Entries with page source code →
┌──
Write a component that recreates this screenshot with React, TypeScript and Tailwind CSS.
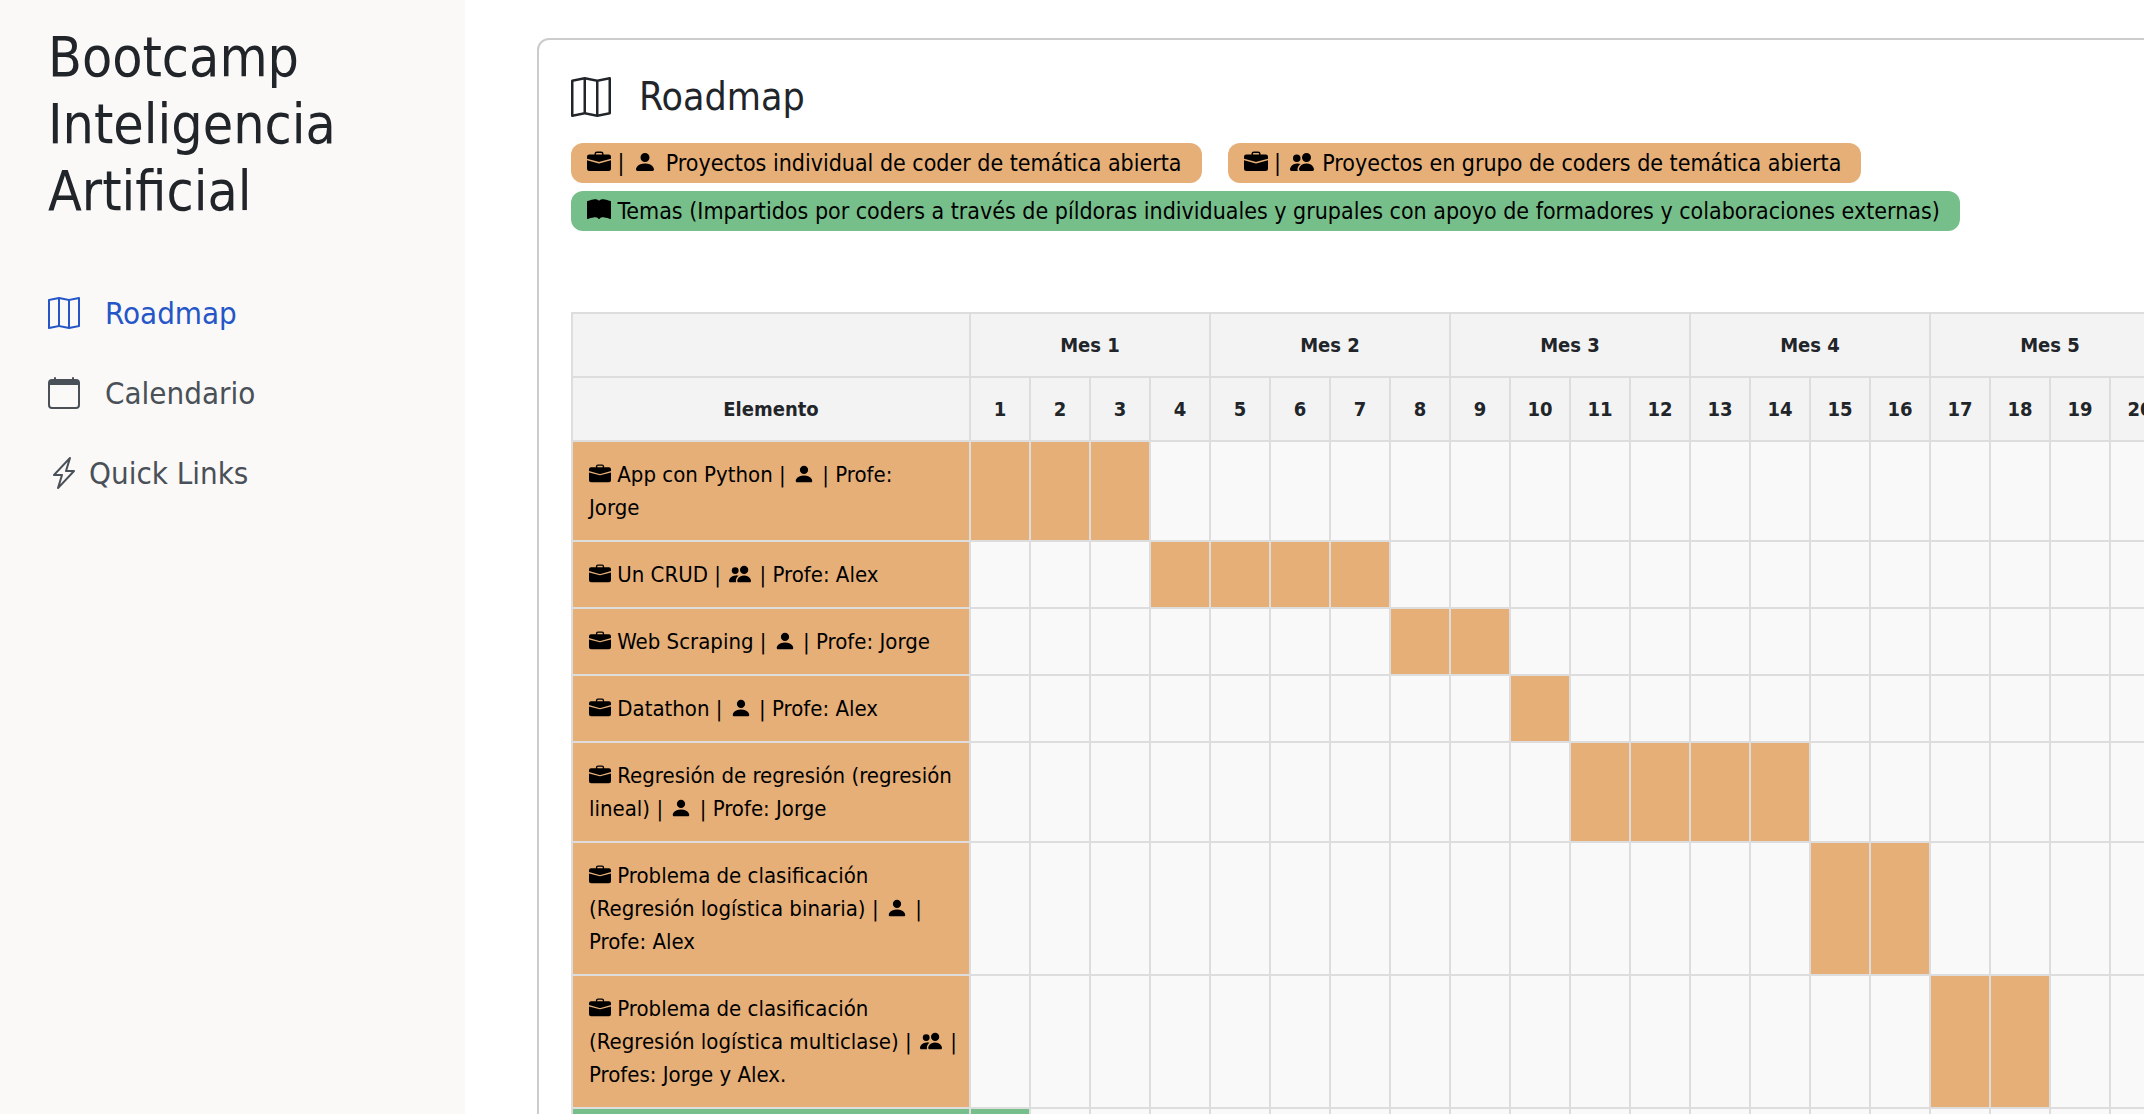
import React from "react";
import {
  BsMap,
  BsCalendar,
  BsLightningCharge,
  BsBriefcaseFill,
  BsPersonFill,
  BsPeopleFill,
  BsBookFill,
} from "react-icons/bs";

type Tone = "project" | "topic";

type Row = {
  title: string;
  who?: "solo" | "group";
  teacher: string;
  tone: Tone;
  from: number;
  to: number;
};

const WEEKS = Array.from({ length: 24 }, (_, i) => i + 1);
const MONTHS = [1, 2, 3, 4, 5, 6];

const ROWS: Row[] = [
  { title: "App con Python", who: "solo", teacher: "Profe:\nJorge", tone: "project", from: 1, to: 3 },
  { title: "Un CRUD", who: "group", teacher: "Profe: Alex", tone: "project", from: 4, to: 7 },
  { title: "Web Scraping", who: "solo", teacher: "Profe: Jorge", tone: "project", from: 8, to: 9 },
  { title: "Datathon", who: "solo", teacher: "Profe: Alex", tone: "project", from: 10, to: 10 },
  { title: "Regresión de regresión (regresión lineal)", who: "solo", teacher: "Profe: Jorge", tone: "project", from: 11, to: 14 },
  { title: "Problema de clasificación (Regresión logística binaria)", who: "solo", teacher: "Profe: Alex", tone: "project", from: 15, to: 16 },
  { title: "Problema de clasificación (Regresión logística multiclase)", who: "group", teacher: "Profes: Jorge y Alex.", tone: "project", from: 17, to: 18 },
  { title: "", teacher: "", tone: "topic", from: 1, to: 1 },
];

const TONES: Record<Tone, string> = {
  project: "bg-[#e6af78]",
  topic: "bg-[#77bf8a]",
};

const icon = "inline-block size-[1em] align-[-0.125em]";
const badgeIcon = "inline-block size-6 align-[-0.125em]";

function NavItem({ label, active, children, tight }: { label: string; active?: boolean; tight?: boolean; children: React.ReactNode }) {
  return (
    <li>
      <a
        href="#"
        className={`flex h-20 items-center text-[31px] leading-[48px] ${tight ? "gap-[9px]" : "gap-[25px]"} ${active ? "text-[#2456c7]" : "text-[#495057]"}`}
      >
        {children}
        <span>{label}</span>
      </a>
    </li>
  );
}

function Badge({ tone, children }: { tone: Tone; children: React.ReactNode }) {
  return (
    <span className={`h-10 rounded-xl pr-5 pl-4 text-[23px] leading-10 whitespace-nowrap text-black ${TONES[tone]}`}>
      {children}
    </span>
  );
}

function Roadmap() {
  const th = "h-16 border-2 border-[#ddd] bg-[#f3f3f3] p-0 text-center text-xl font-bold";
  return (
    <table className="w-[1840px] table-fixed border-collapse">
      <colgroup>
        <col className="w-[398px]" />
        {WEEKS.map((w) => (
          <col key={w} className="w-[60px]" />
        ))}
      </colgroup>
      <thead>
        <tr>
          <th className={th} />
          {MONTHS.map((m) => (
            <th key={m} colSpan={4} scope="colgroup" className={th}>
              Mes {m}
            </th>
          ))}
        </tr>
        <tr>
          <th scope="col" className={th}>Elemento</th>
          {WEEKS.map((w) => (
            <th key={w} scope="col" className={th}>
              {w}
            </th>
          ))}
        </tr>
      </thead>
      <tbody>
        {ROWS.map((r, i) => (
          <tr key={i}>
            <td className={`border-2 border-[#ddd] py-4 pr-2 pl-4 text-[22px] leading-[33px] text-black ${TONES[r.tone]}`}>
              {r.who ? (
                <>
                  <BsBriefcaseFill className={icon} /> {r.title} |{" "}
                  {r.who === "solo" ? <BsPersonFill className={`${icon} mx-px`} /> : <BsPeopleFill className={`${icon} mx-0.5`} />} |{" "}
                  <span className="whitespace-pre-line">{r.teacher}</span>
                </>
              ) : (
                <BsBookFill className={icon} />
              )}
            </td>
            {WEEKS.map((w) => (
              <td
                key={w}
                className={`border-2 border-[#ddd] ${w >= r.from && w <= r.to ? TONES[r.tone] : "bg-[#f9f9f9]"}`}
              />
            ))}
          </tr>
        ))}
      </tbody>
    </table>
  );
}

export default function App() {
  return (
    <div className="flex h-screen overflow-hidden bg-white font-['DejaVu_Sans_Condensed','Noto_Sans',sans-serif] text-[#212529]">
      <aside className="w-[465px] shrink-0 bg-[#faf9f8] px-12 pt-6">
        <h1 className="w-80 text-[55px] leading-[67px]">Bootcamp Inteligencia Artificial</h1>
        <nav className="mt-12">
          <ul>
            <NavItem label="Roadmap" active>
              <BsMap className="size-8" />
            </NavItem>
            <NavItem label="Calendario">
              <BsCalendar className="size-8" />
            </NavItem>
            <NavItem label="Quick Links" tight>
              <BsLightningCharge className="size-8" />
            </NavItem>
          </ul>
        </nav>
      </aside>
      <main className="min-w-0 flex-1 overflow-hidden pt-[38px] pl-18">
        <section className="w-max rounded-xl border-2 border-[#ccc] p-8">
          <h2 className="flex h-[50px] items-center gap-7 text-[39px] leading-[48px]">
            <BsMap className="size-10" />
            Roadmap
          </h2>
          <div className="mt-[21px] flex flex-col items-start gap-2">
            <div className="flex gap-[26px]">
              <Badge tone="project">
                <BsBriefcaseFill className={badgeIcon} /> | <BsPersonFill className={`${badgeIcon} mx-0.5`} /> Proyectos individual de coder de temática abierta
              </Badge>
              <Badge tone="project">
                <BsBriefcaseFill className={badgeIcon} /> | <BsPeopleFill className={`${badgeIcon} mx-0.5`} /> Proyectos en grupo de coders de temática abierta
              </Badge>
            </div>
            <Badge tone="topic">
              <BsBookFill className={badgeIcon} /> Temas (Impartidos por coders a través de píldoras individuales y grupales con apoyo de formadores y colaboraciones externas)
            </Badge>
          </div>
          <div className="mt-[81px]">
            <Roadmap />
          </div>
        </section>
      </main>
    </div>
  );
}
└──
┌──
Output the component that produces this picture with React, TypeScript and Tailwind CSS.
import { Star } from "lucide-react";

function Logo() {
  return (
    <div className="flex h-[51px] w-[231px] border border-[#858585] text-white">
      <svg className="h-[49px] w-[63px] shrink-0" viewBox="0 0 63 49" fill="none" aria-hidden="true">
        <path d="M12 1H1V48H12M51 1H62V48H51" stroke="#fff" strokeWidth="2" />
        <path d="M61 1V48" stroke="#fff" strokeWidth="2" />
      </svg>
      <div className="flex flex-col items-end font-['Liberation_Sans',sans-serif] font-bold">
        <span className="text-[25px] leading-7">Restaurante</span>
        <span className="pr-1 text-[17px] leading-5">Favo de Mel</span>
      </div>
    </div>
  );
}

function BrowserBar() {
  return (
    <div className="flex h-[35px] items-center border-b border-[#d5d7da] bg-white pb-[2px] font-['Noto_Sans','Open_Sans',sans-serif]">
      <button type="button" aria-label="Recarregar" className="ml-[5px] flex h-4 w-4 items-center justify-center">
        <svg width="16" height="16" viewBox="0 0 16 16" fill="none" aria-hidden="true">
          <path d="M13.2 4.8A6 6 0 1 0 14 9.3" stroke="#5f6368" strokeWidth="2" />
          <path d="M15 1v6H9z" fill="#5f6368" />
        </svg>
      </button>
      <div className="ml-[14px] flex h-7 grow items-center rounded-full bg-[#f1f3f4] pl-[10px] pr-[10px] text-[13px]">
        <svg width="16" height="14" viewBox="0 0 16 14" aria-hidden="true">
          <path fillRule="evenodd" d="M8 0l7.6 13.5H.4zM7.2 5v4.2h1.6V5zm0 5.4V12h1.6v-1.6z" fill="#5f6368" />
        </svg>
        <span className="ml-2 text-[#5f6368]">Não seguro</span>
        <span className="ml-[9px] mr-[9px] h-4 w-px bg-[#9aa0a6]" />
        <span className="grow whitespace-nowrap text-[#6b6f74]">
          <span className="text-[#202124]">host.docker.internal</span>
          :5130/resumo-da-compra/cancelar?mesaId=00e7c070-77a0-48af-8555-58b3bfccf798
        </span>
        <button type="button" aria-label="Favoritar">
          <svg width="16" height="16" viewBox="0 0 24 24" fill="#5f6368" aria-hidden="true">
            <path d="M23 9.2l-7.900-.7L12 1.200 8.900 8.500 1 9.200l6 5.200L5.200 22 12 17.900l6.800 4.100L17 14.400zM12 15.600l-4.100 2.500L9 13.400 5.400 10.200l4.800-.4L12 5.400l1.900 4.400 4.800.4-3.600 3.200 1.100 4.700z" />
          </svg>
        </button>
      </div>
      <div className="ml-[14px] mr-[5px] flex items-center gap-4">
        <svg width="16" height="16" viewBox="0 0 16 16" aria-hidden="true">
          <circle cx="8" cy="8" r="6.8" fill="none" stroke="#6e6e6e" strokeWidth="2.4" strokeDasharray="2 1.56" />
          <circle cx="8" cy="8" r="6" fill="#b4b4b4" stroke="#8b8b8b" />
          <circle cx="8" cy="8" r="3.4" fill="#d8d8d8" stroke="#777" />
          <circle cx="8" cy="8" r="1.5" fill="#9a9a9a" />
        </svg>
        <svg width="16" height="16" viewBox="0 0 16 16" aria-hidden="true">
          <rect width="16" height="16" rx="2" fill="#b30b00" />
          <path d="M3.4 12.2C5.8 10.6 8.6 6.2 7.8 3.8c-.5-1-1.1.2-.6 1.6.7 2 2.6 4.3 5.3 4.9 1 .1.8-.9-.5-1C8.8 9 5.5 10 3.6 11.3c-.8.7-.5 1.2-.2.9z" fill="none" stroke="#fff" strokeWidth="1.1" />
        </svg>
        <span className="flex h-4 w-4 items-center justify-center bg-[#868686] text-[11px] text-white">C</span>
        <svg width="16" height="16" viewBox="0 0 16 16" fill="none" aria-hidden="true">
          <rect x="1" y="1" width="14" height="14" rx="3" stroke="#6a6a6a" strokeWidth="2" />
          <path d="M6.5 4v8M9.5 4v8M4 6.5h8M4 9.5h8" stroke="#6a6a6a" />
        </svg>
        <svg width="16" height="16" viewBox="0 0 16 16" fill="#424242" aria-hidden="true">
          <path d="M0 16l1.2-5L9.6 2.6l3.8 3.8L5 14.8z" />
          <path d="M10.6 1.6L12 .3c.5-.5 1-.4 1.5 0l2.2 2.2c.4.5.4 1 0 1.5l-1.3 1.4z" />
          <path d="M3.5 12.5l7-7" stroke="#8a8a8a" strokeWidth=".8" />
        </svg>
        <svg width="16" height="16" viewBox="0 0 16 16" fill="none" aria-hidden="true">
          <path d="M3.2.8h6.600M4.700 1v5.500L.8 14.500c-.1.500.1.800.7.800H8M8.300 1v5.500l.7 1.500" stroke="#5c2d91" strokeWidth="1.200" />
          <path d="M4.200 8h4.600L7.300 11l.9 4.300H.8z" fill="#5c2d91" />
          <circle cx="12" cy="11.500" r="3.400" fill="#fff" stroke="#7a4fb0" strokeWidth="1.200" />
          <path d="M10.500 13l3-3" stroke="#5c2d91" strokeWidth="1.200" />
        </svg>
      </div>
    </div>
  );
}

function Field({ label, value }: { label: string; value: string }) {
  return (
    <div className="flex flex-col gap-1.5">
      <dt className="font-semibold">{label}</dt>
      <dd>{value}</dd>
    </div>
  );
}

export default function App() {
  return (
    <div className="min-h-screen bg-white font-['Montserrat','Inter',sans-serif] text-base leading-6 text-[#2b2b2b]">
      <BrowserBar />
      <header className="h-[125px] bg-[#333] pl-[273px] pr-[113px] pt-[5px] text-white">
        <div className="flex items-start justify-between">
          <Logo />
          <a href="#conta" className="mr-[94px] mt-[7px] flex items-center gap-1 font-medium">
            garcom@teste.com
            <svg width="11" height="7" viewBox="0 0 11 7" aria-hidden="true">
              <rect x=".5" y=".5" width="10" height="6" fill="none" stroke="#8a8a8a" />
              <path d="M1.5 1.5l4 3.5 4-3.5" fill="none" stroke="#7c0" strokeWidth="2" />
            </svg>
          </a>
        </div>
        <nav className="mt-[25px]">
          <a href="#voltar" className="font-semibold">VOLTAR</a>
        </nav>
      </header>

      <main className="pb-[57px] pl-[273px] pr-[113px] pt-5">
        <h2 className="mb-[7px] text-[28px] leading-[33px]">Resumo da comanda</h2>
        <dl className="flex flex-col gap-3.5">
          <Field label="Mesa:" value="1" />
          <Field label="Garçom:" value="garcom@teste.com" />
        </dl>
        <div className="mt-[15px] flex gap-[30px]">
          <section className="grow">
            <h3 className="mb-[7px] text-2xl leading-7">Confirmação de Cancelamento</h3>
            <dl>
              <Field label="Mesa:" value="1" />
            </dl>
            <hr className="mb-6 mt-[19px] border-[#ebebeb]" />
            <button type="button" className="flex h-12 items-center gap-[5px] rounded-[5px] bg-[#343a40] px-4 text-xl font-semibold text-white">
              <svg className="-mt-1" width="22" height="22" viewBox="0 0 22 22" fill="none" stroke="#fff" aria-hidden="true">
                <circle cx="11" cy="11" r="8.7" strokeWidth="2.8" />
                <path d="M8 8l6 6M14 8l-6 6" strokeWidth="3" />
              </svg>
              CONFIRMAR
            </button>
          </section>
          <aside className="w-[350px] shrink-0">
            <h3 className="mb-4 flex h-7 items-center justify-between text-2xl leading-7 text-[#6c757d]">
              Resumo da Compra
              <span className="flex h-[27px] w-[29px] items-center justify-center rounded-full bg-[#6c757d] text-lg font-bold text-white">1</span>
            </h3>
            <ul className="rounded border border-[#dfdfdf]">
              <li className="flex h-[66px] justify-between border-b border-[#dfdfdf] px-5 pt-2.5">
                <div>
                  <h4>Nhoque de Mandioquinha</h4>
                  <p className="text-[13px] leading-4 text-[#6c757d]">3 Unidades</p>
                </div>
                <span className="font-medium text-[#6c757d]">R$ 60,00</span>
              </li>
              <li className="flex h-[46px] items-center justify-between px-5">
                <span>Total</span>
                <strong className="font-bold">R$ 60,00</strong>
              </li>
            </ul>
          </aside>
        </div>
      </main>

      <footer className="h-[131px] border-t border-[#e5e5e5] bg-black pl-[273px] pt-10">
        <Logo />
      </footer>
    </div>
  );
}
└──
WHAT THE EXERCISE ASKS → Only lines with "that" are wanted here; list each of them.

CORRECT RESULT →
Write a component that recreates this screenshot with React, TypeScript and Tailwind CSS.
Output the component that produces this picture with React, TypeScript and Tailwind CSS.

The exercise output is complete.